Не желаю, ваше сиятельство, произносить слишком поспешного суждения обо всех этих мерах предосторожности, но признаюсь вам, не могу понять их действительной необходимости. Остров, столь отдаленный от материка, доступный кораблям только при известном ветре и только с одной стороны, загроможденный скалами, которые на каждом шагу образуют непроходимые пропасти, мог бы, мне кажется, охраняться проще и с меньшими издержками. Теперь перехожу к самому Наполеону. Умственное его расположение довольно неровно; по большей части он не в духе, но физически он нимало не страдает от душевных тревог; здоровье его превосходно и заставляет опасаться долгой жизни. Никто до сих пор не мог угадать, примирился ли он с свой участью или продолжает еще питать надежды. Говорят, что он рассчитывал на оппозицию в Англии для своего освобождения. Достоверно только то, что он до сих пор протестует против своего ареста и требует, чтобы в Лонгвуде с ним обращались как с императором. Бертран, Монтолон, Ласказ, Гурго и вся его свита продолжают отдавать ему все прежние почести. Он принимает постоянно иностранцев, желающих его видеть, но не дает ни вечеров, ни обедов и никогда не выходит за свою черту. Присутствие английского офицера, обязанного следовать за ним всюду, стесняет и заставляет страдать его. Он встает в полдень, завтракает, занимается у себя разными делами до 3-х часов, допускает в четыре доложенных ему посетителей, затем гуляет пешком или в коляске в шесть лошадей, изредка верхом, обедает в 8 часов, сидит за столом не более ¾ часа и садится за партию в реверси; затем ложится спать и встает несколько раз в течении ночи для занятия: с помощию Монитера он пишет свою историю и учится по-английски. Его разговор мог бы быть интересен, если б можно было следить за ним последовательно, потому что он делается разговорчив с тем, кто только умеет за него взяться. Но обыкновенно он видится только со своими французами, все же, сказанное им мимоходом англичанам, за исключением разве адмиралу Кокбурну, или исковеркано их национальным тщеславием или весьма незначительно.
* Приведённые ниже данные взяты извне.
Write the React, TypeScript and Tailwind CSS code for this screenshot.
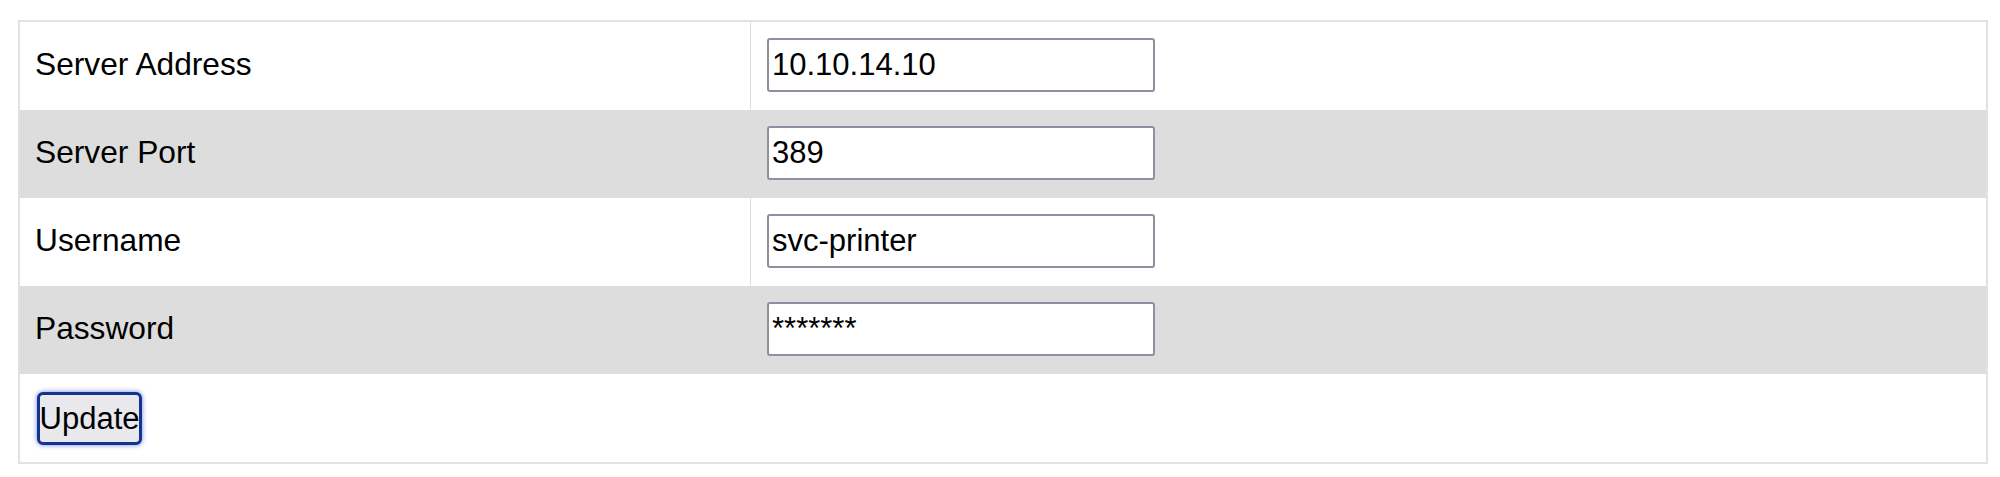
import React from "react";

const rows = [
  { label: "Server Address", value: "10.10.14.10", grey: false },
  { label: "Server Port", value: "389", grey: true },
  { label: "Username", value: "svc-printer", grey: false },
  { label: "Password", value: "*******", grey: true },
];

export default function App() {
  return (
    <div className="w-[2000px] h-[477px] bg-white pt-[20px] pl-[18px] font-['Liberation_Sans',Arial,sans-serif] text-black">
      <div className="w-[1970px] border-2 border-[#e2e2e2] flex flex-col">
        {rows.map((r) => (
          <div
            key={r.label}
            className={`flex h-[88px] ${r.grey ? "bg-[#dddddd]" : "bg-white"}`}
          >
            <div className="w-[731px] flex items-center pl-[15px] pb-[3px] text-[31.7px] leading-none border-r border-[#dddddd]">
              {r.label}
            </div>
            <div className="flex-1 flex items-center pl-[16px] pb-[2px]">
              <input
                readOnly
                defaultValue={r.value}
                className="w-[388px] h-[54px] bg-white border-2 border-[#8f8f9d] rounded-[3px] px-[3px] text-[31px] leading-none text-black outline-none font-['Liberation_Sans',Arial,sans-serif]"
              />
            </div>
          </div>
        ))}
        <div className="flex h-[88px] items-center bg-white pl-[17px]">
          <button className="w-[105px] h-[53px] flex items-center justify-center bg-[#e9e9ed] border-[3px] border-[#15328f] rounded-[6px] shadow-[0_0_5px_rgba(40,80,220,0.7)] text-[31px] leading-none text-black font-['Liberation_Sans',Arial,sans-serif]">
            Update
          </button>
        </div>
      </div>
    </div>
  );
}
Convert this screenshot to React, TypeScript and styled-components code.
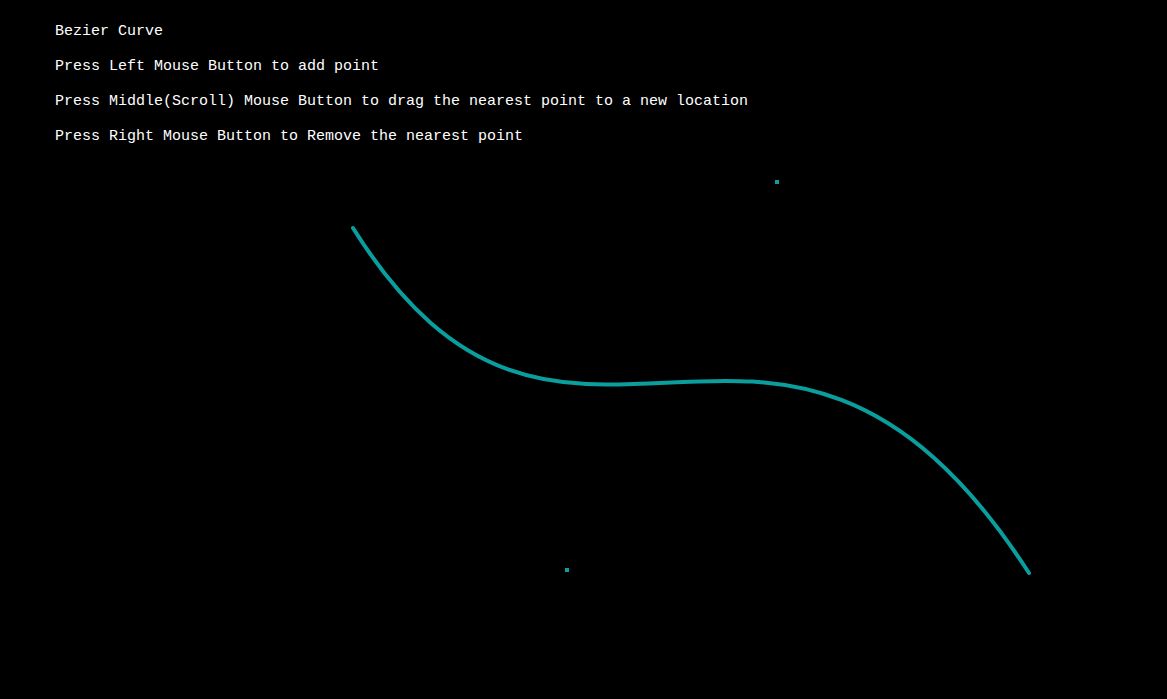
import React from "react";
import styled, { createGlobalStyle } from "styled-components";

const GlobalStyle = createGlobalStyle`
  html, body {
    margin: 0;
    padding: 0;
    background: #000;
  }
`;

const CURVE = "#0a9e9e";

type Point = { x: number; y: number };

const start: Point = { x: 353, y: 228 };
const control1: Point = { x: 567, y: 570 };
const control2: Point = { x: 777, y: 182 };
const end: Point = { x: 1029, y: 573 };

const lines = [
  "Bezier Curve",
  "Press Left Mouse Button to add point",
  "Press Middle(Scroll) Mouse Button to drag the nearest point to a new location",
  "Press Right Mouse Button to Remove the nearest point",
];

const App = () => {
  const d = `M ${start.x} ${start.y} C ${control1.x} ${control1.y}, ${control2.x} ${control2.y}, ${end.x} ${end.y}`;
  return (
    <Stage>
      <GlobalStyle />
      <Canvas width="1167" height="699" viewBox="0 0 1167 699">
        <path d={d} fill="none" stroke={CURVE} strokeWidth="4" strokeLinecap="round" />
        {[control1, control2].map((p, i) => (
          <rect key={i} x={p.x - 2} y={p.y - 2} width="4" height="4" fill={CURVE} />
        ))}
      </Canvas>
      <Legend>
        {lines.map((line) => (
          <Line key={line}>{line}</Line>
        ))}
      </Legend>
    </Stage>
  );
};

const Stage = styled.div`
  position: relative;
  width: 100vw;
  height: 100vh;
  background: #000;
  overflow: hidden;
`;

const Canvas = styled.svg`
  position: absolute;
  inset: 0;
  display: block;
`;

const Legend = styled.div`
  position: relative;
  display: flex;
  flex-direction: column;
  padding: 14px 0 0 55px;
`;

const Line = styled.div`
  font-family: "Liberation Mono", "DejaVu Sans Mono", monospace;
  font-size: 15px;
  line-height: 35px;
  color: #fff;
  white-space: pre;
`;

export default App;
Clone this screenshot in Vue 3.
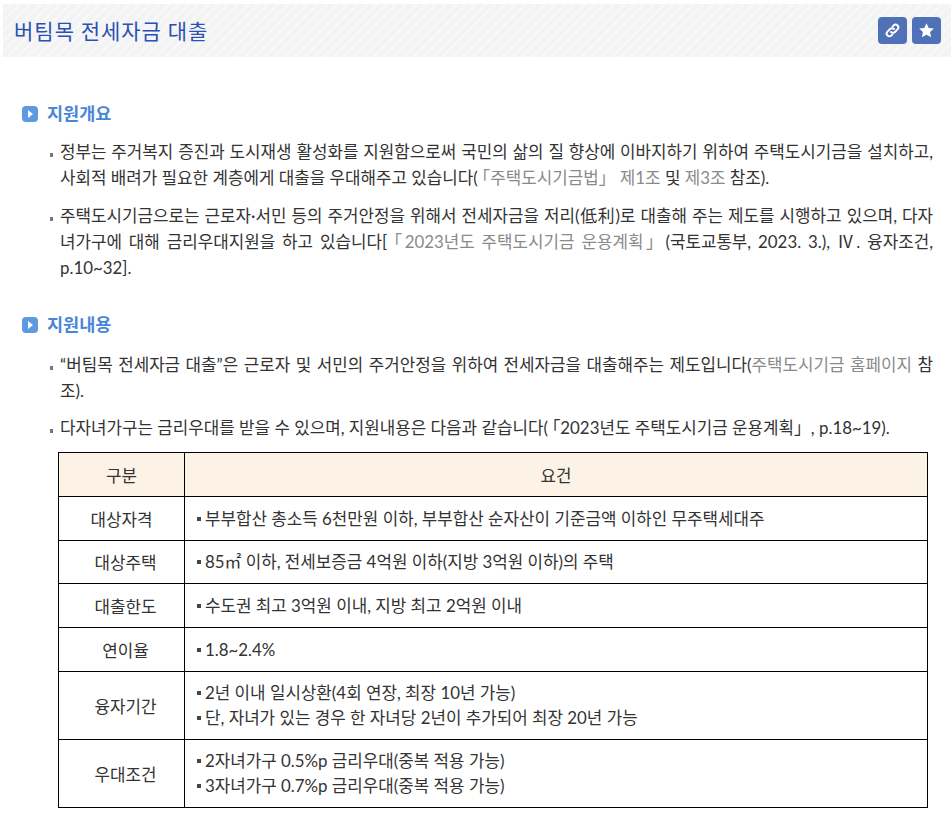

Генерал Лoу обращается с ним с величайшею деликатностью, потворствует даже до некоторой степени страсти разыгрывать императора. Тем не менее он не любит его, и виделся с ним только три или четыре раза. Он, как будто, оказывает некоторое предпочтение адмиралу Малькольму, который отлично разыгрывает перед ним доброго малого, но с своей стороны не хуже Лоу, сумеет удержаться в начертанных ему границах. Прибавлю еще одно обстоятельство (достойное некоторого интереса) что Наполеон наконец снял мундир и заменил его охотничьим платьем. Надеюсь, ваше сиятельство, в скором времени доставить вам более интересное донесение.